Whenever Olla and I had the opportunity to relate the Saga of New Iceland to strangers, we did not fail to do so. We related the story of the establishment of the first Icelandic colony in North America, all the trials and tribulations that they endured when they settled in the area north of the Province of Manitoba, and all the accomplishments they achieved to their credit in the colony for the roughly twenty-five years of its existence. No other ethnic group coming from Asia or Europe can boast of such progress. The Icelanders displayed courage by commencing a settlement in complete wilderness just as the winter was approaching. They did raise many log huts as there were stoves to heat them. One of the first buildings was a schoolhouse where English was taught to the children during the day and to adults during the long nights of fall and winter.

Lord Dufferin, who had made several visits to Iceland to study their prose and poetry, extended his helping hand to the Icelanders that had wintered at Kinmount Ontario the previous winter. He arranged for a friend of these people, the lay missionary John Taylor, to accompany them into the northwest to find a colony site. With Taylor were his brother and two daughters, one of which was Caroline Taylor, a young lady of 19 who became the settler’s English teacher.
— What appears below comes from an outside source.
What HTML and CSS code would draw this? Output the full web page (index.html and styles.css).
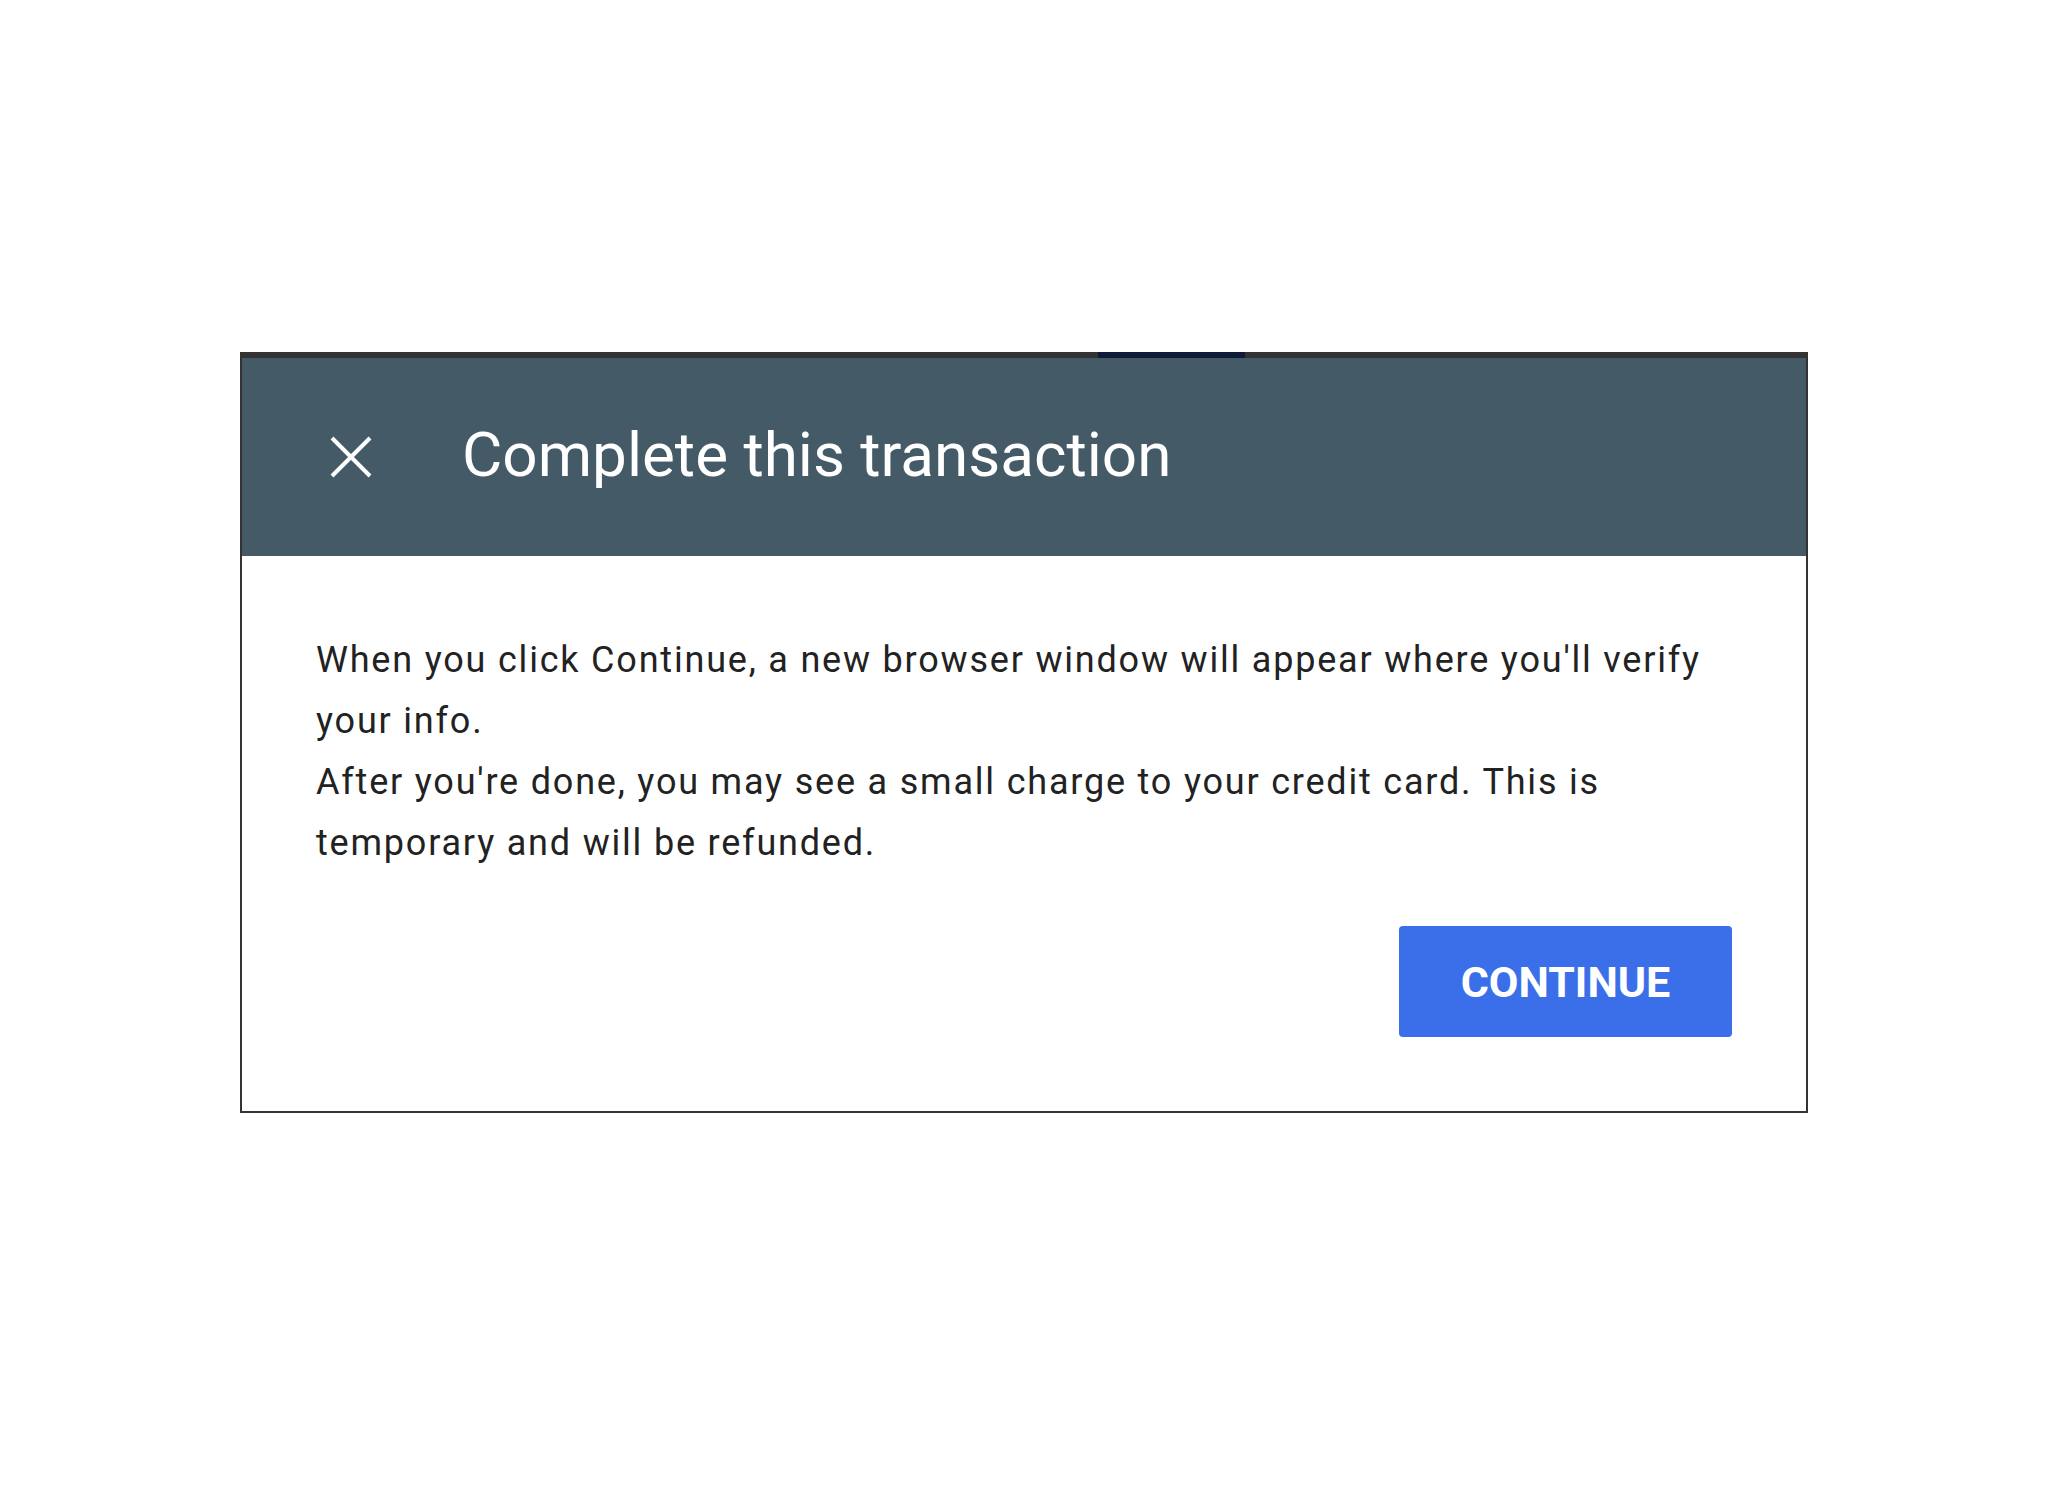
FILE: index.html
```html
<!DOCTYPE html>
<html lang="en">
<head>
<meta charset="utf-8">
<title>Complete this transaction</title>
<link rel="stylesheet" href="styles.css">
</head>
<body>
<div class="dialog">
  <span class="top-accent"></span>
  <header class="dialog-header">
    <button class="close-btn" aria-label="Close">
      <svg width="44" height="44" viewBox="0 0 44 44" aria-hidden="true">
        <path d="M3 3 L41 41 M41 3 L3 41" stroke="#ffffff" stroke-width="4" stroke-linecap="butt" fill="none"/>
      </svg>
    </button>
    <h1 class="dialog-title">Complete this transaction</h1>
  </header>
  <section class="dialog-body">
    <p class="dialog-text">When you click Continue, a new browser window will appear where you'll verify your info.</p>
    <p class="dialog-text">After you're done, you may see a small charge to your credit card. This is temporary and will be refunded.</p>
    <div class="dialog-actions">
      <button class="continue-btn">CONTINUE</button>
    </div>
  </section>
</div>
</body>
</html>
```

FILE: styles.css
```css
html, body {
  margin: 0;
  padding: 0;
  background: #ffffff;
}

body {
  font-family: Roboto, "Liberation Sans", Arial, sans-serif;
  padding-top: 352px;
  padding-left: 240px;
}

.dialog {
  position: relative;
  width: 1564px;
  border: 2px solid #333333;
  border-top: 6px solid #333333;
  background: #ffffff;
}

.top-accent {
  position: absolute;
  top: -6px;
  left: 856px;
  width: 147px;
  height: 6px;
  background: #101b38;
}

.dialog-header {
  display: flex;
  align-items: center;
  height: 198px;
  background: #445a66;
  padding-left: 87px;
}

.close-btn {
  display: flex;
  align-items: center;
  justify-content: center;
  width: 44px;
  height: 44px;
  padding: 0;
  border: none;
  background: transparent;
  margin-right: 89px;
  cursor: pointer;
}

.dialog-title {
  margin: 0;
  font-family: Roboto, "Liberation Sans", Arial, sans-serif;
  font-weight: 400;
  font-size: 62px;
  line-height: 1;
  color: #ffffff;
  padding-bottom: 4px;
}

.dialog-body {
  padding: 74px 74px 74px 74px;
}

.dialog-text {
  margin: 0;
  font-size: 36px;
  line-height: 61px;
  letter-spacing: 1.8px;
  color: #222222;
}

.dialog-actions {
  display: flex;
  justify-content: flex-end;
  margin-top: 52px;
}

.continue-btn {
  width: 333px;
  height: 111px;
  border: none;
  border-radius: 4px;
  background: #3b6fe9;
  color: #ffffff;
  font-family: Roboto, "Liberation Sans", Arial, sans-serif;
  font-weight: 700;
  font-size: 43px;
  letter-spacing: 0;
  cursor: pointer;
}
```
The Icelanders had, within two years of establishing the colony, created a democratic government, fought off a smallpox epidemic and the hardship that the quarantine caused them (the male settlers were prevented from finding employment outside the colony during the summer of 1877)), and published and distributed a newspaper, the first edition appearing in Sept. 1877.

My dear Olla passed away on Jan. 20, 2000. She will be greatly missed in the Icelandic communities in North America as well as in Iceland. I made me very happy that I had the opportunity to create a memorial to her in the New Iceland Heritage Museum’s Stefan and Olla Stefanson Traveling Exhibit. I was in Iceland when it was first shown at the Emigration Museum at Hofsós. There I saw how warmly it was received; it was heartwarming.